● **THE INPUT**:
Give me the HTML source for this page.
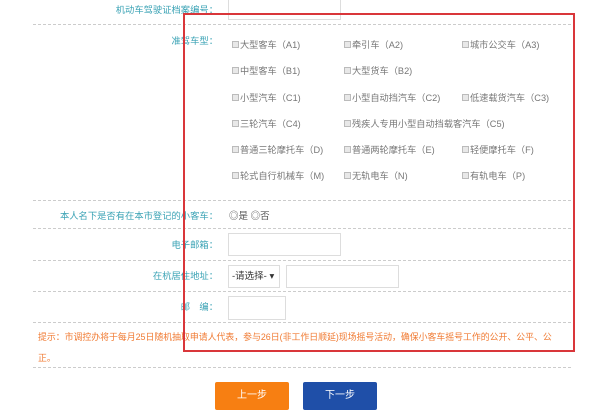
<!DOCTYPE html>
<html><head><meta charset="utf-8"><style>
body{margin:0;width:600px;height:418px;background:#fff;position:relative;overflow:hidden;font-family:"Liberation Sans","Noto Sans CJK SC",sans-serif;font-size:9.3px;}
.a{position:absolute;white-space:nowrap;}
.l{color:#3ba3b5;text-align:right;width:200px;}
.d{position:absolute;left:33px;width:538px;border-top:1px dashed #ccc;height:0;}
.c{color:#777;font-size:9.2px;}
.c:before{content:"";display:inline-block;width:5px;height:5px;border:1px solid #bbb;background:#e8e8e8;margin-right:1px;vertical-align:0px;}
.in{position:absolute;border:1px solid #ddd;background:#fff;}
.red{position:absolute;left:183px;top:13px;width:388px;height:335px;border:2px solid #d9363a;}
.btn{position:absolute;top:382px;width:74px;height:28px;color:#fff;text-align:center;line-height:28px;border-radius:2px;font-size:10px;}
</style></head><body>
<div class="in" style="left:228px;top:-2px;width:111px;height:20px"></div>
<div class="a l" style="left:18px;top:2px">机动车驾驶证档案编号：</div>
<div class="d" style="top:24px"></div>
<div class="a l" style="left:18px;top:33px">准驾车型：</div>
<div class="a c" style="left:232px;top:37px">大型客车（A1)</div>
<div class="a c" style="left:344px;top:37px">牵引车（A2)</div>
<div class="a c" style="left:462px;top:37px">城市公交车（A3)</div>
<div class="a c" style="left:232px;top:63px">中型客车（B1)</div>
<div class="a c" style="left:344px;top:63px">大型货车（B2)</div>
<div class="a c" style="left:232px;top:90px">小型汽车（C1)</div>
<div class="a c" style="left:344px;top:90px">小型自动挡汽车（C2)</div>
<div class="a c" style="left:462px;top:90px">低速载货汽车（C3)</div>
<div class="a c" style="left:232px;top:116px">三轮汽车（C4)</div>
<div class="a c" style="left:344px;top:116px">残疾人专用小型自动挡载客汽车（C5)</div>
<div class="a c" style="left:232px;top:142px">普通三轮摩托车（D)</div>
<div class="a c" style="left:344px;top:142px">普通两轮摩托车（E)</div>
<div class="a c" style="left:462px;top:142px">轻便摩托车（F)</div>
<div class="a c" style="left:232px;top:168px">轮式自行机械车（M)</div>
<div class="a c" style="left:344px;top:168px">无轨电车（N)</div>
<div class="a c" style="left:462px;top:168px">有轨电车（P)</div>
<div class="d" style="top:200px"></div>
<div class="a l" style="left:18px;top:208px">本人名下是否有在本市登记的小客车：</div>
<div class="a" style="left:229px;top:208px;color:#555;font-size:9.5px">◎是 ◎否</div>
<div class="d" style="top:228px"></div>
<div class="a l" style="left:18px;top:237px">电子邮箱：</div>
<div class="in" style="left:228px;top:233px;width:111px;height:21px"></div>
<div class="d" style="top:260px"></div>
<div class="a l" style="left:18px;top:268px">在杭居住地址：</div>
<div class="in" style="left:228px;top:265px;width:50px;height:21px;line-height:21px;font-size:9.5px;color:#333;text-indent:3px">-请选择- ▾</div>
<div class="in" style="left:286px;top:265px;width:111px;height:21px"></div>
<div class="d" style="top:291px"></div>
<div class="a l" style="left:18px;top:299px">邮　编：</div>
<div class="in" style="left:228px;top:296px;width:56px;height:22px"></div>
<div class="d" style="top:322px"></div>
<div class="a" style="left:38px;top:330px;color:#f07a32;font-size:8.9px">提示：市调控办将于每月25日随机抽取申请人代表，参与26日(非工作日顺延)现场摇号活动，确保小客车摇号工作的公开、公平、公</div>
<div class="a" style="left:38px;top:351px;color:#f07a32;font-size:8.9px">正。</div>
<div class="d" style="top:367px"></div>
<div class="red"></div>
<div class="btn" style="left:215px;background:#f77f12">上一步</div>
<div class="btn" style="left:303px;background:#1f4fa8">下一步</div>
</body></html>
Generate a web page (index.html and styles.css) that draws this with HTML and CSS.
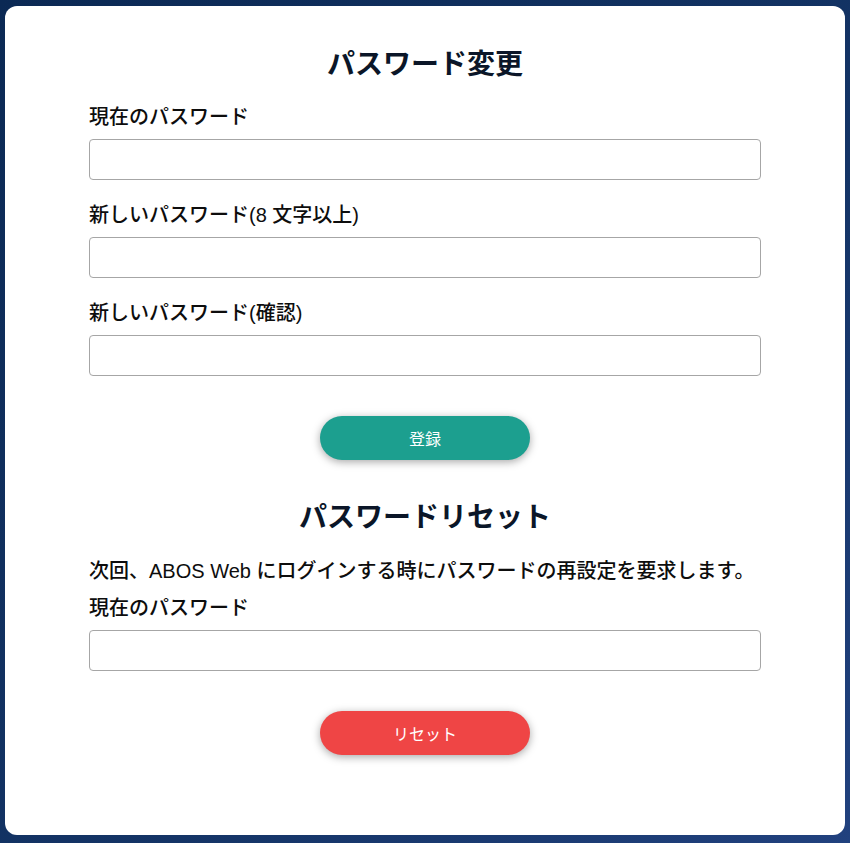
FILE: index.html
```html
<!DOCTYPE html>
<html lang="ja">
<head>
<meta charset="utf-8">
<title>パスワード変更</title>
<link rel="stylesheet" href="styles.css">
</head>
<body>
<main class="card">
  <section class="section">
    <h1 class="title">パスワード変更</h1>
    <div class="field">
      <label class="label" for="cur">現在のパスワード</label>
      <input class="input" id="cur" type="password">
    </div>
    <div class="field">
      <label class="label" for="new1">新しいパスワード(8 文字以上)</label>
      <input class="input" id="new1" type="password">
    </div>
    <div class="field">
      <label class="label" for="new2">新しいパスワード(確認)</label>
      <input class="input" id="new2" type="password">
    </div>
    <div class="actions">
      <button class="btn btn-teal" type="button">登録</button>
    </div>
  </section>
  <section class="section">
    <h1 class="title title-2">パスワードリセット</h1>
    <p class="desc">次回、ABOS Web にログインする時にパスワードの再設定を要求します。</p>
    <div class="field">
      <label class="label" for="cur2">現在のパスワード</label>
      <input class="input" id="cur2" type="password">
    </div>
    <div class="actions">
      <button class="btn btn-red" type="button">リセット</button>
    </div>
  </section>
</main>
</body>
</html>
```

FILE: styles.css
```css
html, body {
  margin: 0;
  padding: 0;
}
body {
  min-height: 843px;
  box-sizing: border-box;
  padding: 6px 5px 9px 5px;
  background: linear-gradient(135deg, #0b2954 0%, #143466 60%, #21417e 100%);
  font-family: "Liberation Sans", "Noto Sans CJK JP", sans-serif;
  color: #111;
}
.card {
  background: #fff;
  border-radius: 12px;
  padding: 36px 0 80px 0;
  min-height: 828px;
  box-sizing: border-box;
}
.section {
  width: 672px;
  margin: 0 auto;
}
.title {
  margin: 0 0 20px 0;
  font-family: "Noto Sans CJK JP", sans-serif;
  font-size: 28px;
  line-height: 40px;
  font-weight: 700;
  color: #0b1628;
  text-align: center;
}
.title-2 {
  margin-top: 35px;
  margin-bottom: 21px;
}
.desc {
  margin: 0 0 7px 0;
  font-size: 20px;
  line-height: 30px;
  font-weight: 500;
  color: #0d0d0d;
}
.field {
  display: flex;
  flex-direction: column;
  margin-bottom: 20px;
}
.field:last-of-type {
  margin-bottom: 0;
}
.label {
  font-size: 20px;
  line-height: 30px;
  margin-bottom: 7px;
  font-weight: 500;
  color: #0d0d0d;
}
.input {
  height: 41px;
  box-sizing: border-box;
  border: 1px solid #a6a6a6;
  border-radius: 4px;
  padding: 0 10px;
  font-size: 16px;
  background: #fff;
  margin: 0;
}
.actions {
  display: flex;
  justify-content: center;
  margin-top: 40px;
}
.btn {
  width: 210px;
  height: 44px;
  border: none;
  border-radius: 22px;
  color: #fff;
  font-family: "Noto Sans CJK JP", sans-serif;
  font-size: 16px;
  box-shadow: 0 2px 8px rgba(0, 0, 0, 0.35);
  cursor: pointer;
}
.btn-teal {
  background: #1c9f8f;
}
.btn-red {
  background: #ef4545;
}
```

● **DIRECTIVE**: Quote the listing above in full, except for the pictures.

● **EXERCISE SOLUTION**:
Give me the HTML source for this page.
<!DOCTYPE html>
<html><head><meta charset="utf-8"><style>
body{margin:0;width:600px;height:418px;background:#fff;position:relative;overflow:hidden;font-family:"Liberation Sans","Noto Sans CJK SC",sans-serif;font-size:9.3px;}
.a{position:absolute;white-space:nowrap;}
.l{color:#3ba3b5;text-align:right;width:200px;}
.d{position:absolute;left:33px;width:538px;border-top:1px dashed #ccc;height:0;}
.c{color:#777;font-size:9.2px;}
.c:before{content:"";display:inline-block;width:5px;height:5px;border:1px solid #bbb;background:#e8e8e8;margin-right:1px;vertical-align:0px;}
.in{position:absolute;border:1px solid #ddd;background:#fff;}
.red{position:absolute;left:183px;top:13px;width:388px;height:335px;border:2px solid #d9363a;}
.btn{position:absolute;top:382px;width:74px;height:28px;color:#fff;text-align:center;line-height:28px;border-radius:2px;font-size:10px;}
</style></head><body>
<div class="in" style="left:228px;top:-2px;width:111px;height:20px"></div>
<div class="a l" style="left:18px;top:2px">机动车驾驶证档案编号：</div>
<div class="d" style="top:24px"></div>
<div class="a l" style="left:18px;top:33px">准驾车型：</div>
<div class="a c" style="left:232px;top:37px">大型客车（A1)</div>
<div class="a c" style="left:344px;top:37px">牵引车（A2)</div>
<div class="a c" style="left:462px;top:37px">城市公交车（A3)</div>
<div class="a c" style="left:232px;top:63px">中型客车（B1)</div>
<div class="a c" style="left:344px;top:63px">大型货车（B2)</div>
<div class="a c" style="left:232px;top:90px">小型汽车（C1)</div>
<div class="a c" style="left:344px;top:90px">小型自动挡汽车（C2)</div>
<div class="a c" style="left:462px;top:90px">低速载货汽车（C3)</div>
<div class="a c" style="left:232px;top:116px">三轮汽车（C4)</div>
<div class="a c" style="left:344px;top:116px">残疾人专用小型自动挡载客汽车（C5)</div>
<div class="a c" style="left:232px;top:142px">普通三轮摩托车（D)</div>
<div class="a c" style="left:344px;top:142px">普通两轮摩托车（E)</div>
<div class="a c" style="left:462px;top:142px">轻便摩托车（F)</div>
<div class="a c" style="left:232px;top:168px">轮式自行机械车（M)</div>
<div class="a c" style="left:344px;top:168px">无轨电车（N)</div>
<div class="a c" style="left:462px;top:168px">有轨电车（P)</div>
<div class="d" style="top:200px"></div>
<div class="a l" style="left:18px;top:208px">本人名下是否有在本市登记的小客车：</div>
<div class="a" style="left:229px;top:208px;color:#555;font-size:9.5px">◎是 ◎否</div>
<div class="d" style="top:228px"></div>
<div class="a l" style="left:18px;top:237px">电子邮箱：</div>
<div class="in" style="left:228px;top:233px;width:111px;height:21px"></div>
<div class="d" style="top:260px"></div>
<div class="a l" style="left:18px;top:268px">在杭居住地址：</div>
<div class="in" style="left:228px;top:265px;width:50px;height:21px;line-height:21px;font-size:9.5px;color:#333;text-indent:3px">-请选择- ▾</div>
<div class="in" style="left:286px;top:265px;width:111px;height:21px"></div>
<div class="d" style="top:291px"></div>
<div class="a l" style="left:18px;top:299px">邮　编：</div>
<div class="in" style="left:228px;top:296px;width:56px;height:22px"></div>
<div class="d" style="top:322px"></div>
<div class="a" style="left:38px;top:330px;color:#f07a32;font-size:8.9px">提示：市调控办将于每月25日随机抽取申请人代表，参与26日(非工作日顺延)现场摇号活动，确保小客车摇号工作的公开、公平、公</div>
<div class="a" style="left:38px;top:351px;color:#f07a32;font-size:8.9px">正。</div>
<div class="d" style="top:367px"></div>
<div class="red"></div>
<div class="btn" style="left:215px;background:#f77f12">上一步</div>
<div class="btn" style="left:303px;background:#1f4fa8">下一步</div>
</body></html>
Generate a web page (index.html and styles.css) that draws this with HTML and CSS.
FILE: index.html
```html
<!DOCTYPE html>
<html lang="ja">
<head>
<meta charset="utf-8">
<title>パスワード変更</title>
<link rel="stylesheet" href="styles.css">
</head>
<body>
<main class="card">
  <section class="section">
    <h1 class="title">パスワード変更</h1>
    <div class="field">
      <label class="label" for="cur">現在のパスワード</label>
      <input class="input" id="cur" type="password">
    </div>
    <div class="field">
      <label class="label" for="new1">新しいパスワード(8 文字以上)</label>
      <input class="input" id="new1" type="password">
    </div>
    <div class="field">
      <label class="label" for="new2">新しいパスワード(確認)</label>
      <input class="input" id="new2" type="password">
    </div>
    <div class="actions">
      <button class="btn btn-teal" type="button">登録</button>
    </div>
  </section>
  <section class="section">
    <h1 class="title title-2">パスワードリセット</h1>
    <p class="desc">次回、ABOS Web にログインする時にパスワードの再設定を要求します。</p>
    <div class="field">
      <label class="label" for="cur2">現在のパスワード</label>
      <input class="input" id="cur2" type="password">
    </div>
    <div class="actions">
      <button class="btn btn-red" type="button">リセット</button>
    </div>
  </section>
</main>
</body>
</html>
```

FILE: styles.css
```css
html, body {
  margin: 0;
  padding: 0;
}
body {
  min-height: 843px;
  box-sizing: border-box;
  padding: 6px 5px 9px 5px;
  background: linear-gradient(135deg, #0b2954 0%, #143466 60%, #21417e 100%);
  font-family: "Liberation Sans", "Noto Sans CJK JP", sans-serif;
  color: #111;
}
.card {
  background: #fff;
  border-radius: 12px;
  padding: 36px 0 80px 0;
  min-height: 828px;
  box-sizing: border-box;
}
.section {
  width: 672px;
  margin: 0 auto;
}
.title {
  margin: 0 0 20px 0;
  font-family: "Noto Sans CJK JP", sans-serif;
  font-size: 28px;
  line-height: 40px;
  font-weight: 700;
  color: #0b1628;
  text-align: center;
}
.title-2 {
  margin-top: 35px;
  margin-bottom: 21px;
}
.desc {
  margin: 0 0 7px 0;
  font-size: 20px;
  line-height: 30px;
  font-weight: 500;
  color: #0d0d0d;
}
.field {
  display: flex;
  flex-direction: column;
  margin-bottom: 20px;
}
.field:last-of-type {
  margin-bottom: 0;
}
.label {
  font-size: 20px;
  line-height: 30px;
  margin-bottom: 7px;
  font-weight: 500;
  color: #0d0d0d;
}
.input {
  height: 41px;
  box-sizing: border-box;
  border: 1px solid #a6a6a6;
  border-radius: 4px;
  padding: 0 10px;
  font-size: 16px;
  background: #fff;
  margin: 0;
}
.actions {
  display: flex;
  justify-content: center;
  margin-top: 40px;
}
.btn {
  width: 210px;
  height: 44px;
  border: none;
  border-radius: 22px;
  color: #fff;
  font-family: "Noto Sans CJK JP", sans-serif;
  font-size: 16px;
  box-shadow: 0 2px 8px rgba(0, 0, 0, 0.35);
  cursor: pointer;
}
.btn-teal {
  background: #1c9f8f;
}
.btn-red {
  background: #ef4545;
}
```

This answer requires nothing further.